Unfortunately, the sixty mile drive to the west side of El Malpais also brought me up another 1000 feet in elevation. High enough that I was back into the snow zone. Two feet of snow on the ground meant that I would have to miss the lava tube experience so I headed farther west to El Morro.

The snow there was just as deep and I was disappointed that the trail to the ancient pueblo was closed. The trail around Inscription Rock was open however and it proved to be the highlight of the day. It's not too often that you can see personal evidence of living human beings that stretched over a several thousand year time period, side by side but that's what you get at Inscription Rock. Ancient people left pictographs on this massive rock. The Spaniards left their marks too, starting in 1605, and then the American pioneers followed leaving their marks as well.

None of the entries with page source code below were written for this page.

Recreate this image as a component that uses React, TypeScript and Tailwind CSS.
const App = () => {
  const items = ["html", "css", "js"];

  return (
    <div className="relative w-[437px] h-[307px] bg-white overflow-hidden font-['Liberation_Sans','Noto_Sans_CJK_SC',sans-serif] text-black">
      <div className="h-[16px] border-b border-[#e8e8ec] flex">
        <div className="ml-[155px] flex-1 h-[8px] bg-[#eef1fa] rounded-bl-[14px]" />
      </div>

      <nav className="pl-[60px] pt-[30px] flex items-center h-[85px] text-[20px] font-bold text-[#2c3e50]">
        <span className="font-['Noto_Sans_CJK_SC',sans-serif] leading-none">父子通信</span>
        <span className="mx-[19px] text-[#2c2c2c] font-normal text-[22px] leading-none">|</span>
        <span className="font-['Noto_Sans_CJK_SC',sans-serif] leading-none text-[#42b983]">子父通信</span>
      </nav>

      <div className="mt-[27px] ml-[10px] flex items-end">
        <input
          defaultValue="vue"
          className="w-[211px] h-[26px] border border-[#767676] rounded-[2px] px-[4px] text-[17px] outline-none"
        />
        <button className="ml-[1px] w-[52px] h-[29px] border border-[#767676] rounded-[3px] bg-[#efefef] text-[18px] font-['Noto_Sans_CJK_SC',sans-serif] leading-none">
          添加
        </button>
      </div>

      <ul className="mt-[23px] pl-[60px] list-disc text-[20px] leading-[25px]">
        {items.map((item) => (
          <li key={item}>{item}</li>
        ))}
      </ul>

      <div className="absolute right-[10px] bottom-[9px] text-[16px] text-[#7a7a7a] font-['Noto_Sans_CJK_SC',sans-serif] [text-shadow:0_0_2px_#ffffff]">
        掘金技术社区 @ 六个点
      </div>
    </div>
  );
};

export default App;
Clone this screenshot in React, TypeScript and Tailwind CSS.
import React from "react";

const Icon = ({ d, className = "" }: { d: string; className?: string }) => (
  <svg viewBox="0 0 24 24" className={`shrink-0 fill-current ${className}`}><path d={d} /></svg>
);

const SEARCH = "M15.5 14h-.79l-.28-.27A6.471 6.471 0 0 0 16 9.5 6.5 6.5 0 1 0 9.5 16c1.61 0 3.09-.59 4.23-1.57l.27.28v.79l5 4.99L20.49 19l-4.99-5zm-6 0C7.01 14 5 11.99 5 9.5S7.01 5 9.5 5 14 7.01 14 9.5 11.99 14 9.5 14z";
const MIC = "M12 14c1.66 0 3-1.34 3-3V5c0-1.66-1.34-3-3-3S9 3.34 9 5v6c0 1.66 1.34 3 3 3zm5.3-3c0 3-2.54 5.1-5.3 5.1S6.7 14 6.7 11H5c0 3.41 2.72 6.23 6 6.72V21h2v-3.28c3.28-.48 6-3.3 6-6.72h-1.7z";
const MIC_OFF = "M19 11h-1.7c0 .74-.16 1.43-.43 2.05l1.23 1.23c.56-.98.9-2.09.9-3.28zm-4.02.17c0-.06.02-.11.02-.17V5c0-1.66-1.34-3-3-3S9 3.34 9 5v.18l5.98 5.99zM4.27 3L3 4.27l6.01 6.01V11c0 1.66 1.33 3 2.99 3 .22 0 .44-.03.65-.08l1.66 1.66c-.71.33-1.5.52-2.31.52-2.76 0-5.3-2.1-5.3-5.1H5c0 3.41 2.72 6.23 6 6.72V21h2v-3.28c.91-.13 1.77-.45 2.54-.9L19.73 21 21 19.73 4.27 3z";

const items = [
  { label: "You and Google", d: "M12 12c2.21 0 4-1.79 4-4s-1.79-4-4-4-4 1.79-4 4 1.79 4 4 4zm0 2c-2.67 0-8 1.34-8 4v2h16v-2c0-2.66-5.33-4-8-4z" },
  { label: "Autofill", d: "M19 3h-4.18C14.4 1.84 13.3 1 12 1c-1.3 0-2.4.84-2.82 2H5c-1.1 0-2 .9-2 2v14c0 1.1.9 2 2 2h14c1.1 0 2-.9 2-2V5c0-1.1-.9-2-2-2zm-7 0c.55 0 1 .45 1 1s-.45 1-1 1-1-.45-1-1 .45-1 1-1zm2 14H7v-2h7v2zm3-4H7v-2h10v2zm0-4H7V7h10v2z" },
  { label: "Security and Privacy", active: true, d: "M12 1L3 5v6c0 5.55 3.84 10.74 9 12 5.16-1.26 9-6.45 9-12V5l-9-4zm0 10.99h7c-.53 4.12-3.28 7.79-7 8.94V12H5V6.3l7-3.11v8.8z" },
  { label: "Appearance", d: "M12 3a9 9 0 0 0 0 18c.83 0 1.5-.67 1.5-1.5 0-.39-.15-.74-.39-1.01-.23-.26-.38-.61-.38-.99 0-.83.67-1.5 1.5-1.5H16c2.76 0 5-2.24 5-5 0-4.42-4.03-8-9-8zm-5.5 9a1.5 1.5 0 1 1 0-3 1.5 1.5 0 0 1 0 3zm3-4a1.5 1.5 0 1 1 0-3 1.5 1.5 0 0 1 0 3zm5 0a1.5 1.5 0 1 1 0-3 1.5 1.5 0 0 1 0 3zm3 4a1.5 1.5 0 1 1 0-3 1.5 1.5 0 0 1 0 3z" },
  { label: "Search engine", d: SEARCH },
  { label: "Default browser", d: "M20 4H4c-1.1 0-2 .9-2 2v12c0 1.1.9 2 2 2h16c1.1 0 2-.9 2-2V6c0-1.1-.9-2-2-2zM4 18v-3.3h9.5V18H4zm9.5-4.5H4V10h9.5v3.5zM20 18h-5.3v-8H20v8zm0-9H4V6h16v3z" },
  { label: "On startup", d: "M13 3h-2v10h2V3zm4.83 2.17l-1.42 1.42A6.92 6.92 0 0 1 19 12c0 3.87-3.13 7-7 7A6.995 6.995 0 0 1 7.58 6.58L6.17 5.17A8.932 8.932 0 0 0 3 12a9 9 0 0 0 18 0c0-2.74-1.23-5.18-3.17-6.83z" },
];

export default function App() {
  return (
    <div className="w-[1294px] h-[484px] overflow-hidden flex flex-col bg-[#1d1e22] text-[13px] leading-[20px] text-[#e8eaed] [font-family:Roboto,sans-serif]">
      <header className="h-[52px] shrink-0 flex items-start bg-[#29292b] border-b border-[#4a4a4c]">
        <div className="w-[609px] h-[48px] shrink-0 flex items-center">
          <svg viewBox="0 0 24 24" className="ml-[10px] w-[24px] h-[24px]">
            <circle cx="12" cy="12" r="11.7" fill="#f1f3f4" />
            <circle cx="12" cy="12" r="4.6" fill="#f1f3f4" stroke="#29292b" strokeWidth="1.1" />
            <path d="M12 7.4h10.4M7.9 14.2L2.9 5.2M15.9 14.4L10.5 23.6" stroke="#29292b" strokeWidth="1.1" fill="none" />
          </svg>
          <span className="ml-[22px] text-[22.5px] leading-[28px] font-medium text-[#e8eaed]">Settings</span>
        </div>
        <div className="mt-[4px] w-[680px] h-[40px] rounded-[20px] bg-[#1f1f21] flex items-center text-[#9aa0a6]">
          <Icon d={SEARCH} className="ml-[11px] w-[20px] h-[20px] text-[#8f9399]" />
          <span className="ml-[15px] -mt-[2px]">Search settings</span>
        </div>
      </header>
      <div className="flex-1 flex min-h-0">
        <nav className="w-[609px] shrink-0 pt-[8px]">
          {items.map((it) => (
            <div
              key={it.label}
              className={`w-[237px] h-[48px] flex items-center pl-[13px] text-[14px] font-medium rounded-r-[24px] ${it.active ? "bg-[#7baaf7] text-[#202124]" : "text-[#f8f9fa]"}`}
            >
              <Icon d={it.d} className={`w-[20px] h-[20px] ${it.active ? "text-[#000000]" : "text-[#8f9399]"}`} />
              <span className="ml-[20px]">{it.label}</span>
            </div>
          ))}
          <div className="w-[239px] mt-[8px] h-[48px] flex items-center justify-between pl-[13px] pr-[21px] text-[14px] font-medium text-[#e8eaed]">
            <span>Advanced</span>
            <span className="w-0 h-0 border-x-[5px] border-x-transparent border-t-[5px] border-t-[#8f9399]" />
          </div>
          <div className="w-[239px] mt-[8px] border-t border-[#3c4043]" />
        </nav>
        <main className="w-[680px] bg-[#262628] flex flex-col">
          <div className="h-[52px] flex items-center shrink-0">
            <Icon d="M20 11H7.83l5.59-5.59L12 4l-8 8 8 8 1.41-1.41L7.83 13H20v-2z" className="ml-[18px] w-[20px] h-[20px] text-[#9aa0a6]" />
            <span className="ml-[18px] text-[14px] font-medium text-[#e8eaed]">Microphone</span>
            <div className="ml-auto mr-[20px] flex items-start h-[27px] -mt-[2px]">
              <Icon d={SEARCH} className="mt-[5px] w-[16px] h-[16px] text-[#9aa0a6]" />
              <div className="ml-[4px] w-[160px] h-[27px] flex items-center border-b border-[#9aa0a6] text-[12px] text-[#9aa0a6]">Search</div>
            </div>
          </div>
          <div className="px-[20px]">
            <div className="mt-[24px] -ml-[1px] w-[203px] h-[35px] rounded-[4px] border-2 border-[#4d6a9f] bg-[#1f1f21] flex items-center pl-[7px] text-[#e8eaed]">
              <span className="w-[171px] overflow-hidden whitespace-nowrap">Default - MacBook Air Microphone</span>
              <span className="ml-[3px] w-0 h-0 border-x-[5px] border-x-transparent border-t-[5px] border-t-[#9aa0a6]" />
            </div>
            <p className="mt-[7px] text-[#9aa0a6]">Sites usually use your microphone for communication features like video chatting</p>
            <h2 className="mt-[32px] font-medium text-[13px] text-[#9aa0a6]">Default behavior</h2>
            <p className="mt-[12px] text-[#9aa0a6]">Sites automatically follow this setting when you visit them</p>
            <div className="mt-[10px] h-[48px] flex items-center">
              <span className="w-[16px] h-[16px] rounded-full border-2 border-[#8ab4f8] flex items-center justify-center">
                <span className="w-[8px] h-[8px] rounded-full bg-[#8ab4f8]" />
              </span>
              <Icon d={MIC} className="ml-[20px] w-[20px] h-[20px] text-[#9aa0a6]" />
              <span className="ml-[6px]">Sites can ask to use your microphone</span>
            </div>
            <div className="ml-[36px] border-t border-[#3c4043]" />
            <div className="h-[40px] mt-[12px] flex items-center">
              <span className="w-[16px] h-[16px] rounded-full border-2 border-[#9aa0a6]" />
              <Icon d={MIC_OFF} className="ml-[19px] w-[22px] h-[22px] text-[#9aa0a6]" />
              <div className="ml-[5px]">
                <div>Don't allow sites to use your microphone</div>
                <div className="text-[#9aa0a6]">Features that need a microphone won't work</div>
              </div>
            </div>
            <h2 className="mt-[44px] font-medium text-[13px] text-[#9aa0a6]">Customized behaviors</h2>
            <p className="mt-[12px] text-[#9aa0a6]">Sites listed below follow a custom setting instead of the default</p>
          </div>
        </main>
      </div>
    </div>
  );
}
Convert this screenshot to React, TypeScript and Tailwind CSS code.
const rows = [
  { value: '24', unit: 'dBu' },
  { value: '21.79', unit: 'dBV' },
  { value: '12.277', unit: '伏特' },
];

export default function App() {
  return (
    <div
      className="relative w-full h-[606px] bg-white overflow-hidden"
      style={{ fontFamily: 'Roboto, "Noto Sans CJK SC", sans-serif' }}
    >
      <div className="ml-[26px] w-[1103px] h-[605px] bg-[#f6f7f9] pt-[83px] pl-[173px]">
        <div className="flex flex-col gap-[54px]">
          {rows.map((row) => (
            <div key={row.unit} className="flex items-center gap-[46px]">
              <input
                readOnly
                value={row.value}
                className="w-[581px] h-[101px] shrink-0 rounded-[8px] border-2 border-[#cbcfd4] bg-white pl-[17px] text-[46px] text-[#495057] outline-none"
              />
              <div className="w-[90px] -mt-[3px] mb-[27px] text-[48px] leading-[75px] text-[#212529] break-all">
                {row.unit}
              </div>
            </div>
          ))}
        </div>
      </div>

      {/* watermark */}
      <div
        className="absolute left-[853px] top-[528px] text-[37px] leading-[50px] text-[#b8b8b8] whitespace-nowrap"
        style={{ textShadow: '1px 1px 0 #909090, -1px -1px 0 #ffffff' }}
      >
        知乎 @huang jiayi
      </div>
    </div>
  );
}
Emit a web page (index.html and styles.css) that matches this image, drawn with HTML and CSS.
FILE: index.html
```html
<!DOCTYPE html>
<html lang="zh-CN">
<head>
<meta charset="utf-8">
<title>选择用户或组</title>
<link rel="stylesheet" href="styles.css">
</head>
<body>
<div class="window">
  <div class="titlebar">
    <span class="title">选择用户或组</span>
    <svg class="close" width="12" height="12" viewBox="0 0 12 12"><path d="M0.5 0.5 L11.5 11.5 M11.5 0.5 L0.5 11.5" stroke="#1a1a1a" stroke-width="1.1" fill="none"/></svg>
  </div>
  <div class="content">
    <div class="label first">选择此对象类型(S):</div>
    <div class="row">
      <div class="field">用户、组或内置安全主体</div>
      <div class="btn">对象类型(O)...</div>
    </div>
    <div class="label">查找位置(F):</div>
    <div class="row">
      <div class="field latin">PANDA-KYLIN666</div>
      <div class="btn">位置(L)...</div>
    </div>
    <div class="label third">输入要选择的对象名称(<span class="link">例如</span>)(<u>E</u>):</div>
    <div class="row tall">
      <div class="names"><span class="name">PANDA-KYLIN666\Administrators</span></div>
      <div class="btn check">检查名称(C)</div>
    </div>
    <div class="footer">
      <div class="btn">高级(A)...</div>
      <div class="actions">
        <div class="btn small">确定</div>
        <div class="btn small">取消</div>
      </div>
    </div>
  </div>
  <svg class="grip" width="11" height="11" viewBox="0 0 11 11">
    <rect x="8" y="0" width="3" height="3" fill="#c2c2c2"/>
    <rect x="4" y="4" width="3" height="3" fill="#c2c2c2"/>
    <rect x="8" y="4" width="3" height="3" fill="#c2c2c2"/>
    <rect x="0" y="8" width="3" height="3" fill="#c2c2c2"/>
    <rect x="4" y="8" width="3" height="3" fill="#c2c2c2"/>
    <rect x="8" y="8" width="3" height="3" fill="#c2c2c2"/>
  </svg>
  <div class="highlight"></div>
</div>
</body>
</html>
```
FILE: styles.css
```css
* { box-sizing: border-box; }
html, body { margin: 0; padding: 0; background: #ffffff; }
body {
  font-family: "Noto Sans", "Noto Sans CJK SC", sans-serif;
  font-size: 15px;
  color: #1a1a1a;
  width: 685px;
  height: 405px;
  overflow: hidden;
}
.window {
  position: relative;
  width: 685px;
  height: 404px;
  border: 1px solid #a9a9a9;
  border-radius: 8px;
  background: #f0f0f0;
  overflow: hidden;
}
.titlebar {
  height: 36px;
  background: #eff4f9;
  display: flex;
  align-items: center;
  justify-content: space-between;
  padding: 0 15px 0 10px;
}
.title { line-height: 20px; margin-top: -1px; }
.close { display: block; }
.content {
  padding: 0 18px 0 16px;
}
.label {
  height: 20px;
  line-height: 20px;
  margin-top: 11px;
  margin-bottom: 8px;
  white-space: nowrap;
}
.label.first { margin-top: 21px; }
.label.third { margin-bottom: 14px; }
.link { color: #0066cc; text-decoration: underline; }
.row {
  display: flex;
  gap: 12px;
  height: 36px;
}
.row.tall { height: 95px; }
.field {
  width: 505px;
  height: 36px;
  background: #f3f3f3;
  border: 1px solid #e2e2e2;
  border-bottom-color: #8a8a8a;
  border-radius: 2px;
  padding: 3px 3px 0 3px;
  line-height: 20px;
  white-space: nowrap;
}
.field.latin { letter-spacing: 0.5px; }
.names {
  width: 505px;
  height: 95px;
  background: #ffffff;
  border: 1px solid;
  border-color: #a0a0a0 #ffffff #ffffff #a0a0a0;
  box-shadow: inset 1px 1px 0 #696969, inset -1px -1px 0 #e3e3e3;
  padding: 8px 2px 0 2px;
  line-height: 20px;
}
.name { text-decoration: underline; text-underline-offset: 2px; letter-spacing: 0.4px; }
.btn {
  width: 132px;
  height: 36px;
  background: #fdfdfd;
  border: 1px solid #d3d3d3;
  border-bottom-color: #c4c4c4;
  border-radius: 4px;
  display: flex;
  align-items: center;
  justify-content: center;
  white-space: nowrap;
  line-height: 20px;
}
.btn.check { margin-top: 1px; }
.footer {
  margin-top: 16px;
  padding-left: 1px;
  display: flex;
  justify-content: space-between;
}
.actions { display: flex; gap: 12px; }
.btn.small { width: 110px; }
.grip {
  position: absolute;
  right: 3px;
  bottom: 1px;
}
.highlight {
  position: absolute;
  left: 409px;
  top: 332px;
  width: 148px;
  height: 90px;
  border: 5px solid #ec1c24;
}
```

While I love the ancient evidence of people I must admit that I am equally fascinated by more historical items. I can relate more personally to the carvings on a rock that someone from Baltimore, Md. passed this place 150 years ago or a railroad man looking for a route for to California. Fascinating stuff!

Check out the picture to the left with the black arrow pointing to the date of 1636 and directly below that date are pictographs of bighorn sheep recorded at least 1000 years ago!

After Inscription Rock it was back to Bivouac and making plans for tomorrow. Another weather system is making it's way into New Mexico and Colorado so I just might have to bring this trip to a close and head home....stay tuned.

Thanks for visiting

1 comment:

gumo said...

I especially enjoyed your journal entry today because I have never been to those two places you mentioned. I would like to visit them this summer as I take a trip through the southwest. Thanks for sharing with us all. The photos are great!